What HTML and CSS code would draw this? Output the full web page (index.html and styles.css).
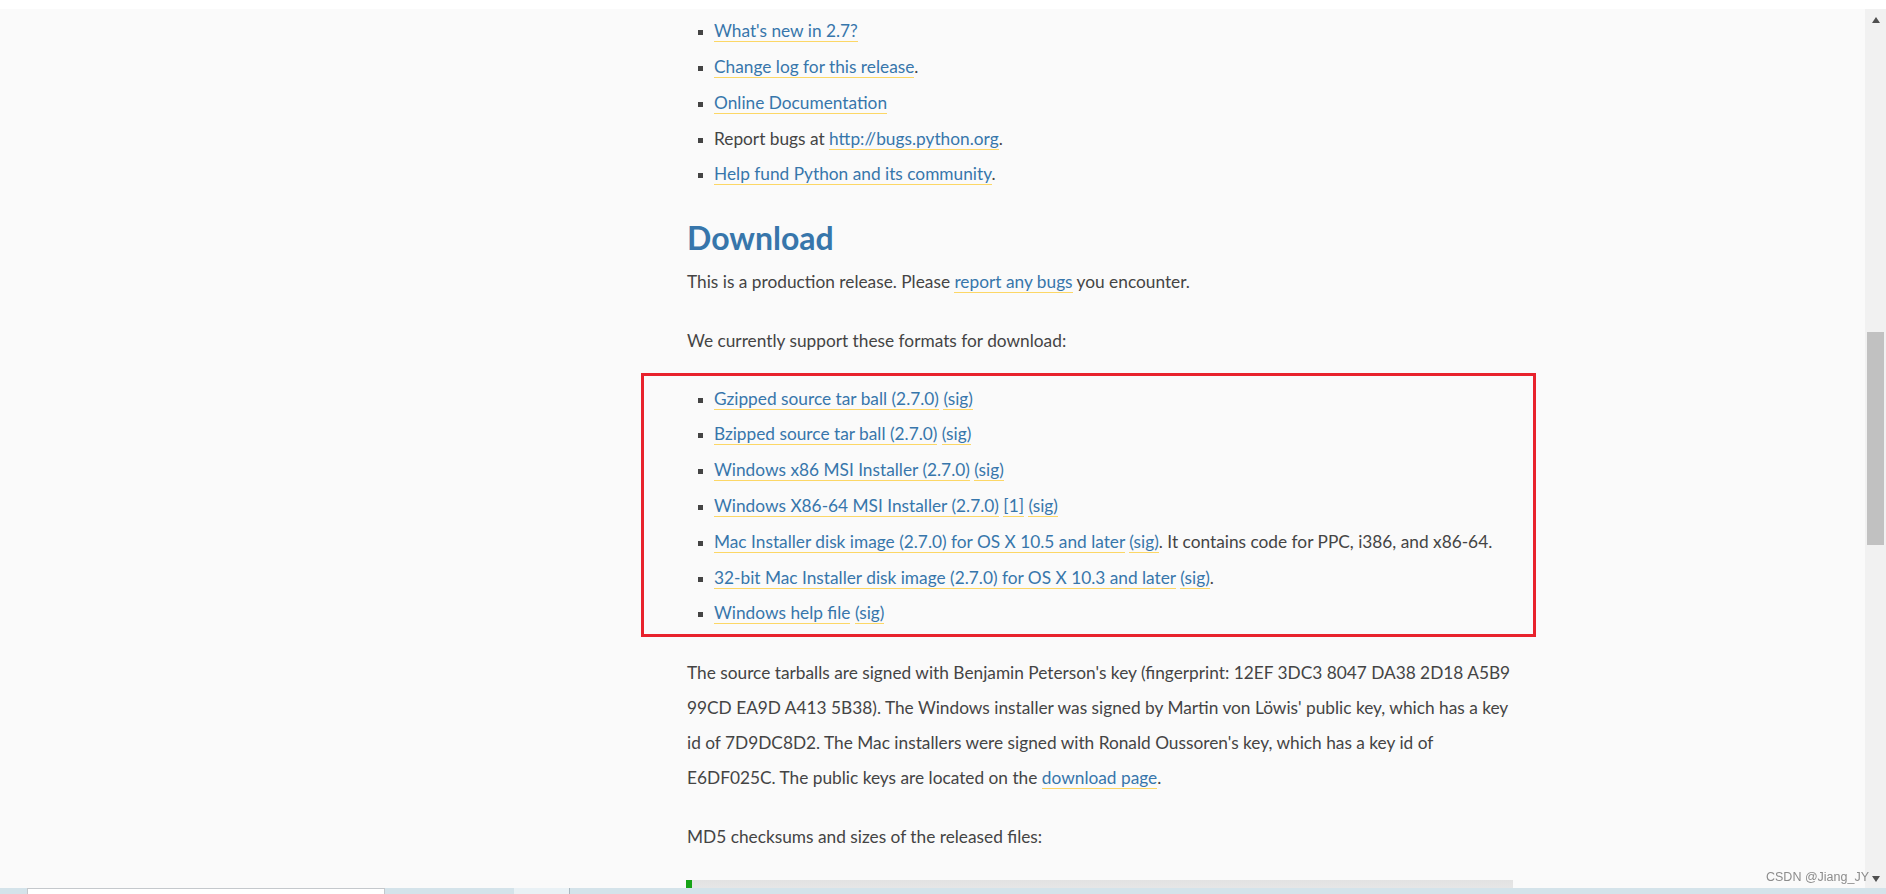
FILE: index.html
```html
<!DOCTYPE html>
<html lang="en">
<head>
    <meta charset="UTF-8">
    <meta name="viewport" content="width=device-width, initial-scale=1.0">
    <title>Python 2.7.0 Release</title>
    <link rel="stylesheet" href="styles.css">
</head>
<body>
    <div class="topline"></div>
    <div class="window">
        <div class="page">
            <div class="content">
                <ul class="links">
                    <li><a href="#">What's new in 2.7?</a></li>
                    <li><a href="#">Change log for this release</a>.</li>
                    <li><a href="#">Online Documentation</a></li>
                    <li>Report bugs at <a href="#">http://bugs.python.org</a>.</li>
                    <li><a href="#">Help fund Python and its community</a>.</li>
                </ul>
                <h2>Download</h2>
                <p class="intro">This is a production release. Please <a href="#">report any bugs</a> you encounter.</p>
                <p class="lead">We currently support these formats for download:</p>
                <div class="highlight">
                    <ul class="links">
                        <li><a href="#">Gzipped source tar ball (2.7.0)</a> <a href="#">(sig)</a></li>
                        <li><a href="#">Bzipped source tar ball (2.7.0)</a> <a href="#">(sig)</a></li>
                        <li><a href="#">Windows x86 MSI Installer (2.7.0)</a> <a href="#">(sig)</a></li>
                        <li><a href="#">Windows X86-64 MSI Installer (2.7.0)</a> <a href="#">[1]</a> <a href="#">(sig)</a></li>
                        <li><a href="#">Mac Installer disk image (2.7.0) for OS X 10.5 and later</a> <a href="#">(sig)</a>. It contains code for PPC, i386, and x86-64.</li>
                        <li><a href="#">32-bit Mac Installer disk image (2.7.0) for OS X 10.3 and later</a> <a href="#">(sig)</a>.</li>
                        <li><a href="#">Windows help file</a> <a href="#">(sig)</a></li>
                    </ul>
                </div>
                <p class="keys">The source tarballs are signed with Benjamin Peterson's key (fingerprint: 12EF 3DC3 8047 DA38 2D18 A5B9 99CD EA9D A413 5B38). The Windows installer was signed by Martin von Löwis' public key, which has a key id of 7D9DC8D2. The Mac installers were signed with Ronald Oussoren's key, which has a key id of E6DF025C. The public keys are located on the <a href="#">download page</a>.</p>
                <p class="md5">MD5 checksums and sizes of the released files:</p>
                <div class="table-head"><span class="mark"></span><span class="bar"></span></div>
            </div>
        </div>
        <div class="scrollbar">
            <span class="arrow-up"></span>
            <div class="thumb"></div>
            <span class="arrow-down"></span>
        </div>
    </div>
    <div class="taskbar">
        <div class="task-input"></div>
        <div class="task-gap"></div>
        <div class="task-light"></div>
        <div class="task-rest"></div>
    </div>
    <div class="watermark">CSDN @Jiang_JY</div>
</body>
</html>
```
FILE: styles.css
```css
*{
    margin: 0;
    padding: 0;
    box-sizing: border-box;
}
html, body{
    width: 1886px;
    height: 894px;
    overflow: hidden;
}
body{
    font-family: Lato, "Liberation Sans", sans-serif;
    font-size: 17.3px;
    line-height: 35.8px;
    color: #444444;
    background-color: #ffffff;
    display: flex;
    flex-direction: column;
}
a{
    color: #3776ab;
    text-decoration: none;
    border-bottom: 1px solid #fcd766;
}
.topline{
    height: 9px;
    background-color: #ffffff;
}
.window{
    height: 879px;
    display: flex;
}
.page{
    flex: 1;
    background-color: #fafafa;
    overflow: hidden;
}
.content{
    margin-left: 687px;
    width: 831px;
}
.links{
    list-style-type: square;
    padding-left: 27px;
}
.links li::marker{
    color: #444444;
    font-size: 14px;
}
.content > .links{
    margin-top: 4.3px;
}
h2{
    color: #3776ab;
    font-size: 32px;
    font-weight: bold;
    line-height: 40px;
    margin: 25.3px 0 6.2px;
}
.intro{
    margin-bottom: 23.6px;
}
.lead{
    margin-bottom: 13.8px;
}
.highlight{
    margin: 0 -18px 18px -46px;
    padding: 4.8px 0 2.4px 43px;
    border: 3px solid #e8222c;
}
.keys{
    line-height: 35.3px;
    margin-bottom: 23.6px;
}
.md5{
    margin-bottom: 25.4px;
}
.table-head{
    display: flex;
    width: 826px;
    height: 20px;
}
.table-head .mark{
    width: 6px;
    background-color: #16a316;
    margin-left: -1px;
}
.table-head .bar{
    flex: 1;
    background: linear-gradient(#e2e2e2, #ececec);
}
.scrollbar{
    width: 21px;
    background-color: #f1f1f1;
    display: flex;
    flex-direction: column;
    align-items: center;
}
.arrow-up{
    margin-top: 8px;
    width: 0;
    height: 0;
    border-left: 4.5px solid transparent;
    border-right: 4.5px solid transparent;
    border-bottom: 6px solid #505050;
}
.thumb{
    margin-top: 309px;
    width: 17px;
    height: 213px;
    background-color: #c1c1c1;
}
.arrow-down{
    margin-top: auto;
    margin-bottom: 6px;
    width: 0;
    height: 0;
    border-left: 4.5px solid transparent;
    border-right: 4.5px solid transparent;
    border-top: 6px solid #505050;
}
.taskbar{
    height: 6px;
    display: flex;
    background-color: #d4e3ea;
}
.task-input{
    margin-left: 27px;
    width: 358px;
    background-color: #ffffff;
    border-top: 1px solid #c4c8cc;
    border-left: 1px solid #c4c8cc;
    border-right: 1px solid #c4c8cc;
}
.task-gap{
    width: 129px;
}
.task-light{
    width: 56px;
    background-color: #e9f1f5;
    border-right: 1px solid #a9b7bf;
}
.task-rest{
    flex: 1;
}
.watermark{
    position: fixed;
    right: 17px;
    top: 868px;
    font-family: "Liberation Sans", Arial, sans-serif;
    font-size: 12.5px;
    line-height: 18px;
    color: #8c8c8c;
}
```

- [TASK TO COMPLETE]: Repeat the data exactly, without the pictures.

- [RESULT]:
What HTML and CSS code would draw this? Output the full web page (index.html and styles.css).
FILE: index.html
```html
<!DOCTYPE html>
<html lang="en">
<head>
    <meta charset="UTF-8">
    <meta name="viewport" content="width=device-width, initial-scale=1.0">
    <title>Python 2.7.0 Release</title>
    <link rel="stylesheet" href="styles.css">
</head>
<body>
    <div class="topline"></div>
    <div class="window">
        <div class="page">
            <div class="content">
                <ul class="links">
                    <li><a href="#">What's new in 2.7?</a></li>
                    <li><a href="#">Change log for this release</a>.</li>
                    <li><a href="#">Online Documentation</a></li>
                    <li>Report bugs at <a href="#">http://bugs.python.org</a>.</li>
                    <li><a href="#">Help fund Python and its community</a>.</li>
                </ul>
                <h2>Download</h2>
                <p class="intro">This is a production release. Please <a href="#">report any bugs</a> you encounter.</p>
                <p class="lead">We currently support these formats for download:</p>
                <div class="highlight">
                    <ul class="links">
                        <li><a href="#">Gzipped source tar ball (2.7.0)</a> <a href="#">(sig)</a></li>
                        <li><a href="#">Bzipped source tar ball (2.7.0)</a> <a href="#">(sig)</a></li>
                        <li><a href="#">Windows x86 MSI Installer (2.7.0)</a> <a href="#">(sig)</a></li>
                        <li><a href="#">Windows X86-64 MSI Installer (2.7.0)</a> <a href="#">[1]</a> <a href="#">(sig)</a></li>
                        <li><a href="#">Mac Installer disk image (2.7.0) for OS X 10.5 and later</a> <a href="#">(sig)</a>. It contains code for PPC, i386, and x86-64.</li>
                        <li><a href="#">32-bit Mac Installer disk image (2.7.0) for OS X 10.3 and later</a> <a href="#">(sig)</a>.</li>
                        <li><a href="#">Windows help file</a> <a href="#">(sig)</a></li>
                    </ul>
                </div>
                <p class="keys">The source tarballs are signed with Benjamin Peterson's key (fingerprint: 12EF 3DC3 8047 DA38 2D18 A5B9 99CD EA9D A413 5B38). The Windows installer was signed by Martin von Löwis' public key, which has a key id of 7D9DC8D2. The Mac installers were signed with Ronald Oussoren's key, which has a key id of E6DF025C. The public keys are located on the <a href="#">download page</a>.</p>
                <p class="md5">MD5 checksums and sizes of the released files:</p>
                <div class="table-head"><span class="mark"></span><span class="bar"></span></div>
            </div>
        </div>
        <div class="scrollbar">
            <span class="arrow-up"></span>
            <div class="thumb"></div>
            <span class="arrow-down"></span>
        </div>
    </div>
    <div class="taskbar">
        <div class="task-input"></div>
        <div class="task-gap"></div>
        <div class="task-light"></div>
        <div class="task-rest"></div>
    </div>
    <div class="watermark">CSDN @Jiang_JY</div>
</body>
</html>
```
FILE: styles.css
```css
*{
    margin: 0;
    padding: 0;
    box-sizing: border-box;
}
html, body{
    width: 1886px;
    height: 894px;
    overflow: hidden;
}
body{
    font-family: Lato, "Liberation Sans", sans-serif;
    font-size: 17.3px;
    line-height: 35.8px;
    color: #444444;
    background-color: #ffffff;
    display: flex;
    flex-direction: column;
}
a{
    color: #3776ab;
    text-decoration: none;
    border-bottom: 1px solid #fcd766;
}
.topline{
    height: 9px;
    background-color: #ffffff;
}
.window{
    height: 879px;
    display: flex;
}
.page{
    flex: 1;
    background-color: #fafafa;
    overflow: hidden;
}
.content{
    margin-left: 687px;
    width: 831px;
}
.links{
    list-style-type: square;
    padding-left: 27px;
}
.links li::marker{
    color: #444444;
    font-size: 14px;
}
.content > .links{
    margin-top: 4.3px;
}
h2{
    color: #3776ab;
    font-size: 32px;
    font-weight: bold;
    line-height: 40px;
    margin: 25.3px 0 6.2px;
}
.intro{
    margin-bottom: 23.6px;
}
.lead{
    margin-bottom: 13.8px;
}
.highlight{
    margin: 0 -18px 18px -46px;
    padding: 4.8px 0 2.4px 43px;
    border: 3px solid #e8222c;
}
.keys{
    line-height: 35.3px;
    margin-bottom: 23.6px;
}
.md5{
    margin-bottom: 25.4px;
}
.table-head{
    display: flex;
    width: 826px;
    height: 20px;
}
.table-head .mark{
    width: 6px;
    background-color: #16a316;
    margin-left: -1px;
}
.table-head .bar{
    flex: 1;
    background: linear-gradient(#e2e2e2, #ececec);
}
.scrollbar{
    width: 21px;
    background-color: #f1f1f1;
    display: flex;
    flex-direction: column;
    align-items: center;
}
.arrow-up{
    margin-top: 8px;
    width: 0;
    height: 0;
    border-left: 4.5px solid transparent;
    border-right: 4.5px solid transparent;
    border-bottom: 6px solid #505050;
}
.thumb{
    margin-top: 309px;
    width: 17px;
    height: 213px;
    background-color: #c1c1c1;
}
.arrow-down{
    margin-top: auto;
    margin-bottom: 6px;
    width: 0;
    height: 0;
    border-left: 4.5px solid transparent;
    border-right: 4.5px solid transparent;
    border-top: 6px solid #505050;
}
.taskbar{
    height: 6px;
    display: flex;
    background-color: #d4e3ea;
}
.task-input{
    margin-left: 27px;
    width: 358px;
    background-color: #ffffff;
    border-top: 1px solid #c4c8cc;
    border-left: 1px solid #c4c8cc;
    border-right: 1px solid #c4c8cc;
}
.task-gap{
    width: 129px;
}
.task-light{
    width: 56px;
    background-color: #e9f1f5;
    border-right: 1px solid #a9b7bf;
}
.task-rest{
    flex: 1;
}
.watermark{
    position: fixed;
    right: 17px;
    top: 868px;
    font-family: "Liberation Sans", Arial, sans-serif;
    font-size: 12.5px;
    line-height: 18px;
    color: #8c8c8c;
}
```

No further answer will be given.